Was 'honouree' and Caj Westerburg,

A Finnish Hamlet in black corduroy,

Sweated 'on principle' (or was that my projection

Of a northern tweed-wearer's contrariness?).

Also there: 'Hans Magnus Enzensberger.

Unexpected. Sharp in panama hat,

Pressed-to-a-T cream linen suit. He gets

Away with it.'

And a soothsaying Dane

Of the avant-garde, squinting up at a squinch,

His eye as clear as the water and coral floor

Of Lake Ohrid. His first words to me were:

'Is this not you, these mosaics and madonnas?

You are a south. Your bogs were summer bogs.'

*

In Belgrade I had found my west-in-east.

'Belmullet melancholy of huckster shops

And small shop windows. Unfresh bread, tinned peas.

Also Belmullet elders in the streets.

Black shawls, straight walk, the weather eye, the beads.'

Then I saw men in fezes, left the known world

On the short and sweetening mud-slide of a coffee.

*

At the still centre of the cardinal points

The flypaper hung from our kitchen ceiling,

Honey-strip and death-trap, a barley-sugar twist

Of glut and loathing …

In a nineteen-fifties

Of iron stoves and kin groups still in place,

Congregations blackening the length

And breadth of summer roads.

And now the refugees

Come loaded on tractor mudguards and farm carts,

On trailers, ruck-shifters, box-barrows, prams,

On sticks, on crutches, on each other's shoulders,

I see its coil again like a syrup of Styx,

An old gold world-chain the world keeps falling from

Into the cloud-boil of a camera lens.

Were we not made for summer, shade and coolness

And gazing through an open door at sunlight?

For paradise lost? Is that what I was taught?

*

That old sense of a tragedy going on

Uncomprehended, at the very edge

Of the usual, it never left me once …

A pity I didn't know then (for Caj's sake)

Hygo Simberg's allegory of Finland,

The one where the wounded angel's being carried

By two farm youngsters across an open field:

Marshland, estuary light, a farther shore

With factory chimneys. Is it the socialist thirties

Or the shale and slag and sloblands of great hurt?

A first communion angel with big white wings,

White bandage round her brow, white flowers in hand,

Holds herself in place on a makeshift stretcher

Between manchild number one in round soft hat

And manchild number two in a bumfreezer

And what could be his father's Wellingtons.

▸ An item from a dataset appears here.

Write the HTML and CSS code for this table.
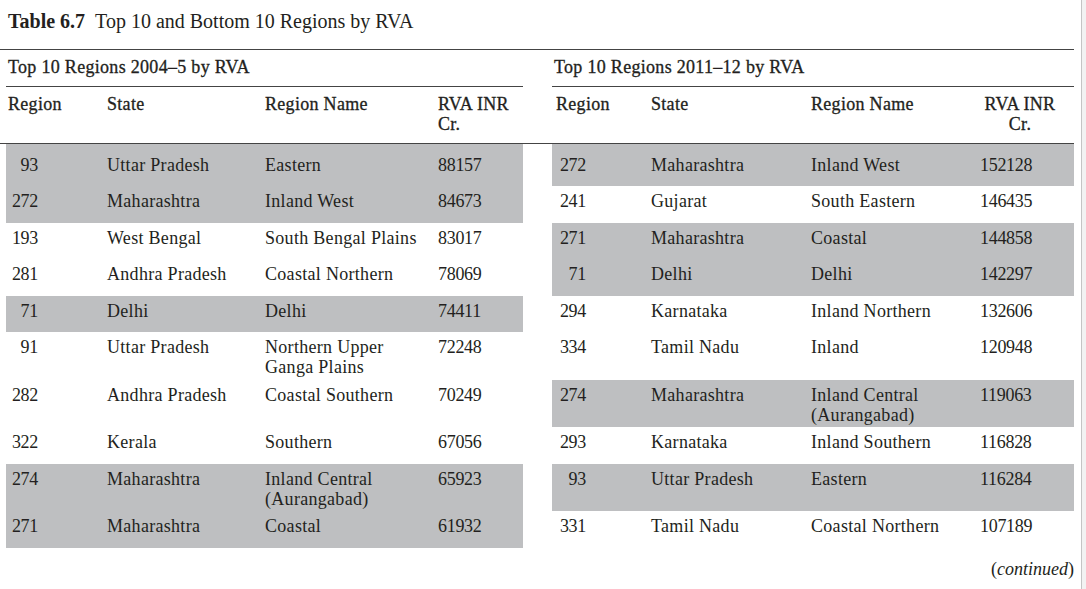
FILE: index.html
```html
<!DOCTYPE html>
<html lang="en">
<head>
<meta charset="utf-8">
<title>Table 6.7</title>
<link rel="stylesheet" href="styles.css">
</head>
<body>
<div class="page">
  <div class="sheet">
    <h1 class="title"><b>Table 6.7</b>&nbsp;&nbsp;Top 10 and Bottom 10 Regions by RVA</h1>

    <div class="row sub-row">
      <div class="half left"><div class="subtitle">Top 10 Regions 2004–5 by RVA</div></div>
      <div class="half right"><div class="subtitle">Top 10 Regions 2011–12 by RVA</div></div>
    </div>

    <div class="row head-row">
      <div class="half left">
        <div class="c c1">Region</div><div class="c c2">State</div><div class="c c3">Region Name</div><div class="c c4">RVA INR<br>Cr.</div>
      </div>
      <div class="half right">
        <div class="c c1">Region</div><div class="c c2">State</div><div class="c c3">Region Name</div><div class="c c4 rva-head">RVA INR<br>Cr.</div>
      </div>
    </div>

    <div class="row body-row first">
      <div class="half left shade"><div class="c c1"><span class="n">93</span></div><div class="c c2">Uttar Pradesh</div><div class="c c3">Eastern</div><div class="c c4 num">88157</div></div>
      <div class="half right shade"><div class="c c1"><span class="n">272</span></div><div class="c c2">Maharashtra</div><div class="c c3">Inland West</div><div class="c c4 num">152128</div></div>
    </div>
    <div class="row body-row">
      <div class="half left shade"><div class="c c1"><span class="n">272</span></div><div class="c c2">Maharashtra</div><div class="c c3">Inland West</div><div class="c c4 num">84673</div></div>
      <div class="half right"><div class="c c1"><span class="n">241</span></div><div class="c c2">Gujarat</div><div class="c c3">South Eastern</div><div class="c c4 num">146435</div></div>
    </div>
    <div class="row body-row">
      <div class="half left"><div class="c c1"><span class="n">193</span></div><div class="c c2">West Bengal</div><div class="c c3">South Bengal Plains</div><div class="c c4 num">83017</div></div>
      <div class="half right shade"><div class="c c1"><span class="n">271</span></div><div class="c c2">Maharashtra</div><div class="c c3">Coastal</div><div class="c c4 num">144858</div></div>
    </div>
    <div class="row body-row">
      <div class="half left"><div class="c c1"><span class="n">281</span></div><div class="c c2">Andhra Pradesh</div><div class="c c3">Coastal Northern</div><div class="c c4 num">78069</div></div>
      <div class="half right shade"><div class="c c1"><span class="n">71</span></div><div class="c c2">Delhi</div><div class="c c3">Delhi</div><div class="c c4 num">142297</div></div>
    </div>
    <div class="row body-row">
      <div class="half left shade"><div class="c c1"><span class="n">71</span></div><div class="c c2">Delhi</div><div class="c c3">Delhi</div><div class="c c4 num">74411</div></div>
      <div class="half right"><div class="c c1"><span class="n">294</span></div><div class="c c2">Karnataka</div><div class="c c3">Inland Northern</div><div class="c c4 num">132606</div></div>
    </div>
    <div class="row body-row">
      <div class="half left"><div class="c c1"><span class="n">91</span></div><div class="c c2">Uttar Pradesh</div><div class="c c3">Northern Upper<br>Ganga Plains</div><div class="c c4 num">72248</div></div>
      <div class="half right"><div class="c c1"><span class="n">334</span></div><div class="c c2">Tamil Nadu</div><div class="c c3">Inland</div><div class="c c4 num">120948</div></div>
    </div>
    <div class="row body-row">
      <div class="half left"><div class="c c1"><span class="n">282</span></div><div class="c c2">Andhra Pradesh</div><div class="c c3">Coastal Southern</div><div class="c c4 num">70249</div></div>
      <div class="half right shade"><div class="c c1"><span class="n">274</span></div><div class="c c2">Maharashtra</div><div class="c c3">Inland Central<br>(Aurangabad)</div><div class="c c4 num">119063</div></div>
    </div>
    <div class="row body-row">
      <div class="half left"><div class="c c1"><span class="n">322</span></div><div class="c c2">Kerala</div><div class="c c3">Southern</div><div class="c c4 num">67056</div></div>
      <div class="half right"><div class="c c1"><span class="n">293</span></div><div class="c c2">Karnataka</div><div class="c c3">Inland Southern</div><div class="c c4 num">116828</div></div>
    </div>
    <div class="row body-row">
      <div class="half left shade"><div class="c c1"><span class="n">274</span></div><div class="c c2">Maharashtra</div><div class="c c3">Inland Central<br>(Aurangabad)</div><div class="c c4 num">65923</div></div>
      <div class="half right shade"><div class="c c1"><span class="n">93</span></div><div class="c c2">Uttar Pradesh</div><div class="c c3">Eastern</div><div class="c c4 num">116284</div></div>
    </div>
    <div class="row body-row">
      <div class="half left shade"><div class="c c1"><span class="n">271</span></div><div class="c c2">Maharashtra</div><div class="c c3">Coastal</div><div class="c c4 num">61932</div></div>
      <div class="half right"><div class="c c1"><span class="n">331</span></div><div class="c c2">Tamil Nadu</div><div class="c c3">Coastal Northern</div><div class="c c4 num">107189</div></div>
    </div>

    <div class="continued">(<i>continued</i>)</div>
  </div>
</div>
</body>
</html>
```

FILE: styles.css
```css
html {
  background: #f2f2f2;
}
body {
  margin: 0;
  font-family: "Liberation Serif", "Times New Roman", serif;
  color: #231f20;
}
.page {
  width: 1081px;
  height: 589px;
  background: #ffffff;
  border-right: 1px solid #c4c4c4;
}
.sheet {
  width: 1074px;
}
.title {
  margin: 0;
  padding: 9px 0 0 8px;
  height: 49px;
  box-sizing: border-box;
  font-size: 20px;
  line-height: 24px;
  font-weight: normal;
}
.title b {
  font-weight: bold;
}
.row {
  display: flex;
  gap: 29px;
  padding-left: 6px;
}
.half {
  display: flex;
}
.half.left {
  width: 517px;
}
.half.right {
  width: 522px;
}
.sub-row {
  border-top: 1px solid #444;
}
.subtitle {
  flex: 1;
  padding: 7px 0 9px 2px;
  line-height: 20px;
  font-size: 18px;
  letter-spacing: 0.3px;
  border-bottom: 1px solid #444;
  -webkit-text-stroke: 0.3px #231f20;
}
.head-row {
  padding-top: 7px;
  padding-bottom: 9px;
  border-bottom: 1px solid #444;
  font-size: 18px;
  line-height: 20px;
  letter-spacing: 0.3px;
  -webkit-text-stroke: 0.3px #231f20;
}
.c {
  box-sizing: border-box;
  padding-left: 2px;
}
.left .c1 { width: 99px; }
.left .c2 { width: 158px; }
.left .c3 { width: 173px; }
.left .c4 { width: 87px; }
.right .c { padding-left: 4px; }
.right .c1 { width: 95px; }
.right .c2 { width: 160px; }
.right .c3 { width: 169px; }
.right .c4 { width: 98px; }
.right .rva-head {
  padding-left: 4px;
  padding-right: 14px;
  text-align: center;
}
.body-row {
  font-size: 18px;
  line-height: 20px;
  letter-spacing: 0.3px;
}
.body-row .half {
  box-sizing: border-box;
  min-height: 36.5px;
  padding-top: 5px;
  padding-bottom: 2.5px;
}
.body-row.first .half {
  min-height: 42px;
  padding-top: 11px;
}
.shade {
  background: #bebfc1;
}
.num,
.n {
  letter-spacing: -0.3px;
}
.n {
  display: inline-block;
  width: 30px;
  text-align: right;
}
.continued {
  margin-top: 11px;
  text-align: right;
  font-size: 18px;
  line-height: 20px;
}
```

Allegory, I say, but who's to know

How to read sorrow rightly, or at all?

*

The open door, the jambs, the worn saddle

And actual granite of the doorstep slab.

Now enter another angel, fit as ever,

Past each house with a doorstep daubed 'Serb house'.

*

How does the real get into the made-up?

Ask me an easier one.

But this much I do know:

Our taxi-man, for all his speed, was late

For the poetry reading we were meant to give

At a cement factory in the mountains.

So a liquid lunch with comrade managers

Ended in siesta and woozy wake-ups

Just before sunset. Then, the notebook says,

'People on the move, field full of folk,

Packhorses with panniers, uphill push

Of families, unending pilgrim stream.

Today is workers' day in memory

Of General Strike. Also Greek Orthodox

Madonna's Day.'

We followed a dry watercourse,

Rattling stones, subdued by the murmuring crowd

As darkness fell. We passed a water-blesser

On his rock apart, El Greco-gaunt and cinctured

('Magician,' said Vladimir), waving his cross

Above the tins and jampotfuls held up.